Written on September 6, 2018

In Breakdown, Kurt Russell and Amy Quinlan play a wealthy New England couple who find horror in Iowa. While driving cross-country, their car breaks down. The various local people they meet who initially seem helpful are in fact criminals working together. The wife is kidnapped, the husband is told to pay half a million to get her back alive, and Kurt Russell decides he'd rather fight.
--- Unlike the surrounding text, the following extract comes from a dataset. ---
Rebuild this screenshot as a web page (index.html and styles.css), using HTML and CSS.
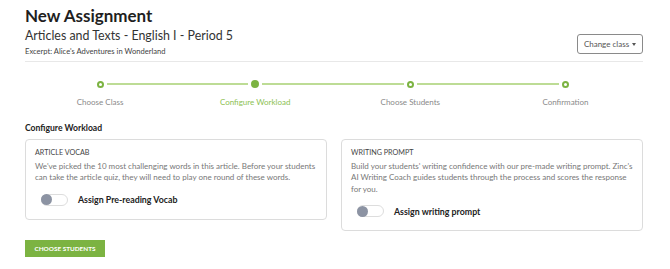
FILE: index.html
```html
<!DOCTYPE html>
<html>
<head>
<meta charset="utf-8">
<link rel="stylesheet" href="styles.css">
</head>
<body>
<div class="page">
  <header class="header">
    <div class="titles">
      <h1 class="title">New Assignment</h1>
      <div class="subtitle">Articles and Texts - English I - Period 5</div>
      <div class="excerpt">Excerpt: Alice's Adventures in Wonderland</div>
    </div>
    <button class="change-btn">Change class <span class="caret"></span></button>
  </header>

  <div class="stepper">
    <div class="step done"><div class="track"><span class="dot"></span></div><div class="step-label">Choose Class</div></div>
    <div class="step active"><div class="track"><span class="dot"></span></div><div class="step-label">Configure Workload</div></div>
    <div class="step"><div class="track"><span class="dot"></span></div><div class="step-label">Choose Students</div></div>
    <div class="step"><div class="track"><span class="dot"></span></div><div class="step-label">Confirmation</div></div>
  </div>

  <h2 class="section-title">Configure Workload</h2>

  <div class="cards">
    <div class="card">
      <div class="card-title">ARTICLE VOCAB</div>
      <p class="card-text">We've picked the 10 most challenging words in this article. Before your students can take the article quiz, they will need to play one round of these words.</p>
      <div class="toggle-row">
        <span class="toggle"><span class="knob"></span></span>
        <span class="toggle-label">Assign Pre-reading Vocab</span>
      </div>
    </div>
    <div class="card">
      <div class="card-title">WRITING PROMPT</div>
      <p class="card-text">Build your students' writing confidence with our pre-made writing prompt. Zinc's AI Writing Coach guides students through the process and scores the response for you.</p>
      <div class="toggle-row">
        <span class="toggle"><span class="knob"></span></span>
        <span class="toggle-label">Assign writing prompt</span>
      </div>
    </div>
  </div>

  <button class="primary-btn">CHOOSE STUDENTS</button>
</div>
</body>
</html>
```
FILE: styles.css
```css
* { box-sizing: border-box; }
html, body { margin: 0; padding: 0; background: #fff; }
body {
  font-family: "Lato", "Noto Sans", sans-serif;
  color: #222;
}
.page {
  width: 618px;
  margin-left: 25px;
  padding-top: 6px;
}
.header {
  display: flex;
  justify-content: space-between;
  align-items: flex-end;
  border-bottom: 1px solid #e8e8e8;
  padding-bottom: 4px;
}
.title {
  margin: 0;
  font-size: 17px;
  line-height: 20px;
  font-weight: 700;
  color: #1f1f1f;
}
.subtitle {
  margin-top: 2px;
  font-size: 12.4px;
  line-height: 16px;
  color: #333;
}
.excerpt {
  font-size: 7.6px;
  line-height: 12px;
  margin-top: 1px;
  color: #444;
}
.change-btn {
  font-family: inherit;
  font-size: 8px;
  color: #555;
  background: #fff;
  border: 1px solid #8a8a8a;
  border-radius: 3px;
  height: 20px;
  width: 66px;
  padding: 0;
  margin-bottom: 3px;
  display: flex;
  justify-content: center;
  align-items: center;
  gap: 3px;
}
.caret {
  width: 0; height: 0;
  border-left: 2.5px solid transparent;
  border-right: 2.5px solid transparent;
  border-top: 3px solid #555;
}
.stepper {
  display: grid;
  grid-template-columns: repeat(4, 1fr);
  margin-top: 18px;
  margin-left: -2.5px;
}
.step { display: flex; flex-direction: column; align-items: center; }
.track {
  width: 100%;
  height: 8px;
  display: flex;
  justify-content: center;
  align-items: center;
}
.track::before, .track::after {
  content: "";
  flex: 1;
  height: 1.5px;
  background: #bddc95;
}
.step:first-child .track::before,
.step:last-child .track::after { visibility: hidden; }
.dot {
  width: 7px; height: 7px;
  border-radius: 50%;
  border: 2px solid #7cb342;
  background: #fff;
  margin: 0 3px;
}
.step.active .dot { background: #7cb342; width: 8px; height: 8px; }
.step-label {
  margin-top: 8.5px;
  font-size: 8px;
  line-height: 11px;
  color: #8a8a8a;
}
.step.active .step-label { color: #8cbf52; }
.section-title {
  margin: 14px 0 0;
  font-size: 8.6px;
  font-weight: 700;
  line-height: 12px;
  color: #222;
}
.cards {
  display: flex;
  gap: 14px;
  align-items: flex-start;
  margin-top: 5px;
}
.card {
  flex: 1;
  border: 1px solid #dcdcdc;
  border-radius: 4px;
  padding: 8px 9px 13px;
}
.card-title {
  font-size: 7.2px;
  line-height: 10px;
  color: #444;
}
.card-text {
  margin: 3px 0 0;
  font-size: 8px;
  line-height: 11.5px;
  color: #777;
}
.toggle-row {
  display: flex;
  align-items: center;
  gap: 10px;
  margin-top: 10px;
  padding-left: 6px;
}
.toggle {
  width: 27px; height: 12px;
  border: 1px solid #ddd;
  border-radius: 6px;
  background: #fff;
  display: flex;
  align-items: center;
}
.knob {
  width: 11px; height: 11px;
  border-radius: 50%;
  background: #8c93a3;
  margin-left: -1px;
}
.toggle-label {
  font-size: 8.8px;
  font-weight: 700;
  color: #222;
}
.primary-btn {
  margin-top: 9px;
  font-family: inherit;
  background: #7cb342;
  color: #fff;
  border: none;
  height: 17px;
  width: 80px;
  font-size: 6.4px;
  font-weight: 700;
  padding: 0;
  display: block;
}
```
I found this a rather lame movie. Its believability goes way down when, for example, Kurt Russell rides on the bottom of a moving truck trailer and easily finds his way up to the cab. There are obvious continuity and other errors here: a villain gets a brutal rifle blast to his shoulder, but a few minutes later he's driving a car with no visible problems; a small child is shown playing video games (so it's early evening), but a few minutes later in the same scene dawn breaks.

About the only entertainment here is the acting of J.T. Walsh and M.C. Gainey, who are caricatures but fun ones. Kurt Russell, on the other hand, acts like he's not particularly happy to have taken this role, and is just going through the motions until he gets his paycheck.

I must say that the purported message, if any, of this film is intriguing. Breakdown seems to be suggesting that decent people from the coasts shouldn't venture into flyover country, since it is the den of rednecks who lie in wait for them. The forces behind this film clearly weren't interested in fairly portraying the Midwest.